*The exercise*: Below are records that hold pictures; write out only the lines from their start through the line with "const rows = [22, 42, 62, 82, 102];", exactly, and drop the pictures.

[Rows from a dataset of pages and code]
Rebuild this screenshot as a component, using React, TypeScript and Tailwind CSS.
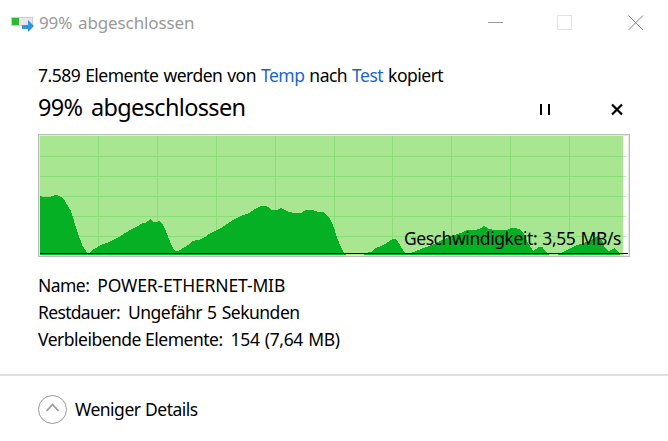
import { ReactNode } from "react";
import clsx from "clsx";

const columns = [60, 119, 178, 237, 296, 354, 413, 472, 531];
const rows = [22, 42, 62, 82, 102];

const speed =
  "2,61.3 4,62.7 12.7,62.7 16,61.3 20,61.3 24,63.3 27,66.7 29.7,71.7 32.7,76.7 35.3,84.7 38,93.3 41,102 43.7,110 46,114.3 49.3,118.7 51.3,118.7 " +
  "56,115 62.7,111 72,107.7 81.3,102.7 90.3,97 97,93.7 103.7,89.7 107.3,88.7 112.3,85.3 116,88 121.3,87.3 125.3,91.3 128,97.3 132,107.7 135.3,114.7 137.3,117.3 " +
  "140.7,116.7 148.7,112 155.3,106.7 160.7,106 166.7,103.3 170,100.3 182,94.7 194,86.7 204,81.7 210.3,79.3 217.3,75 222.7,72 228.7,72 234,76 239.3,76 242.7,74 " +
  "249.3,77.3 255.3,79 262.7,79 267.3,76.3 276,76.3 280,78 286,78 290.7,83 294,89 296.3,94.7 298,101 301,108.7 304,115.3 307,119.7 308.7,121 " +
  "325.3,121 328.7,118.7 333.3,117.7 338,114 345.3,111 351.3,107 356,104.3 359.3,106.7 362.7,112.3 366.7,118.3 369.3,119.3 374,118.7 382,115.3 392,111.7 402,107 " +
  "417,100.7 424,98.7 428,96.3 437,96.3 442,94.7 446,92 450.7,94.7 455.3,96 469.3,96 474,93.7 482,95 486,100 490,109 495.3,117 500.7,113.3 504.7,113.3 507.3,117.3 511.3,121 " +
  "519.3,121 526,117.3 539.3,111 552,106.7 560.7,101.3 564.7,107.3 566.7,113.3 570.7,117 576.7,114.3 581.3,118.7 582.7,121 2,121";

const CopyIcon = () => (
  <svg width="24" height="18" viewBox="0 0 24 18" className="shrink-0">
    <rect x="0.5" y="3.5" width="21" height="8" fill="#e8e6e8" stroke="#cfcccf" />
    <rect x="1" y="4" width="7" height="7" fill="#2db934" />
    <path d="M11 11h6V6l6 6-6 6v-3h-6z" fill="#2f94e6" />
  </svg>
);

const SpeedChart = () => (
  <svg
    width="592"
    height="123"
    viewBox="0 0 592 123"
    shapeRendering="crispEdges"
    className="block"
  >
    <rect x="0.5" y="0.5" width="591" height="122" fill="#fff" stroke="#bcbcbc" />
    <rect x="1.5" y="1.5" width="589" height="120" fill="none" stroke="#e6e6e6" />
    {rows.map((y) => (
      <rect key={y} x="585" y={y} width="4" height="1" fill="#c4f0be" />
    ))}
    <rect x="2" y="2" width="583" height="119" fill="#a8e691" />
    {rows.map((y) => (
      <rect key={y} x="2" y={y} width="583" height="1" fill="#8ade7a" />
    ))}
    {columns.map((x) => (
      <rect key={x} x={x} y="2" width="1" height="119" fill="#8ade7a" />
    ))}
    <polygon points={speed} fill="#06b025" />
    <rect x="2" y="119" width="588" height="1" fill="#000" />
  </svg>
);

type DetailProps = {
  label: string;
  labelClass: string;
  value: string;
  valueClass: string;
};

const Detail = ({ label, labelClass, value, valueClass }: DetailProps) => (
  <div className="flex h-[27px] items-center gap-2">
    <Text className={labelClass}>{label}</Text>
    <Text className={valueClass}>{value}</Text>
  </div>
);

const Text = ({ className, children }: { className: string; children: ReactNode }) => (
  <span className={clsx("whitespace-pre", className)}>{children}</span>
);

const App = () => {
  return (
    <div className="flex h-[441px] w-[668px] flex-col overflow-hidden bg-white font-['Noto_Sans',sans-serif] text-[17.5px] leading-[27px] text-black">
      {/* Title bar */}
      <div className="flex h-[45px] items-center pl-[11px]">
        <CopyIcon />
        <Text className="ml-1 text-[17px] tracking-[-0.12px] [word-spacing:1.5px] text-[#999]">
          99% abgeschlossen
        </Text>
        <svg
          width="156"
          height="16"
          viewBox="0 0 156 16"
          fill="none"
          className="mr-6 ml-auto"
        >
          <path d="M0 7.5h15" stroke="#999" />
          <rect x="69.5" y="0.5" width="14" height="14" stroke="#e6e2e2" />
          <path d="M140.500 .5l14.500 14.500M155 .5l-14.500 14.500" stroke="#888" />
        </svg>
      </div>

      <div className="flex flex-col px-[38px] pt-[17px]">
        <div className="flex h-[27px]">
          <Text className="tracking-[-0.5px] [word-spacing:0.85px]">
            7.589 Elemente werden von <span className="text-[#1a66cc]">Temp</span> nach{" "}
            <span className="text-[#1a66cc]">Test</span> kopiert
          </Text>
        </div>
        <div className="flex h-[37px] items-center">
          <Text className="text-[23.5px] tracking-[-0.65px] [word-spacing:3px]">
            99% abgeschlossen
          </Text>
          <svg
            width="84"
            height="13"
            viewBox="0 0 84 13"
            className="mt-1 mr-1.5 ml-auto"
          >
            <path d="M0 1h2v11H0zM8 1h2v11H8z" fill="#000" />
            <path d="M72 1.500l10 10M82 1.500l-10 10" stroke="#000" strokeWidth="2.200" />
          </svg>
        </div>

        <div className="relative mt-2">
          <SpeedChart />
          <Text className="absolute right-[9px] bottom-[5px] tracking-[-0.42px] [word-spacing:1px]">
            Geschwindigkeit: 3,55 MB/s
          </Text>
        </div>

        <div className="mt-[15px] flex flex-col">
          <Detail
            label="Name:"
            labelClass="tracking-[-0.55px]"
            value="POWER-ETHERNET-MIB"
            valueClass="tracking-[-0.15px]"
          />
          <Detail
            label="Restdauer:"
            labelClass="tracking-[-0.67px]"
            value="Ungefähr 5 Sekunden"
            valueClass="tracking-[-0.5px] [word-spacing:1px]"
          />
          <Detail
            label="Verbleibende Elemente:"
            labelClass="tracking-[-0.5px]"
            value="154 (7,64 MB)"
            valueClass="tracking-[-0.35px] [word-spacing:1px]"
          />
        </div>
      </div>

      {/* Footer */}
      <div className="mt-auto flex h-[67px] items-center border-t-2 border-[#e0e0e0] pl-[38px]">
        <svg width="29" height="29" viewBox="0 0 29 29" fill="none" className="mt-0.5">
          <circle cx="14.500" cy="14.500" r="14" stroke="#999" />
          <path d="M8.500 16l6-6.500 6 6.500" stroke="#a09a9a" strokeWidth="1.700" />
        </svg>
        <Text className="mt-0.5 ml-2 tracking-[-0.5px] [word-spacing:0.5px]">
          Weniger Details
        </Text>
      </div>
    </div>
  );
};

export default App;
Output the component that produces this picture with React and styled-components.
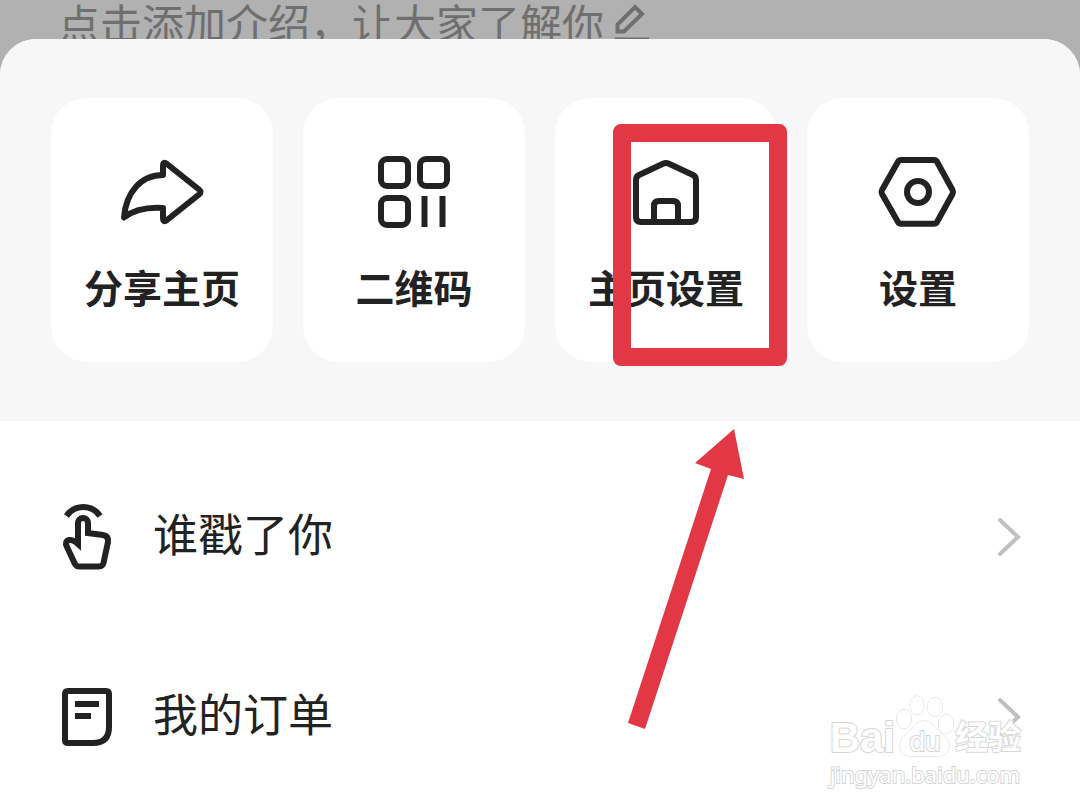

*Task output*:
Rebuild this screenshot as a component, using React, TypeScript and Tailwind CSS.
import { ReactNode } from "react";
import clsx from "clsx";

const columns = [60, 119, 178, 237, 296, 354, 413, 472, 531];
const rows = [22, 42, 62, 82, 102];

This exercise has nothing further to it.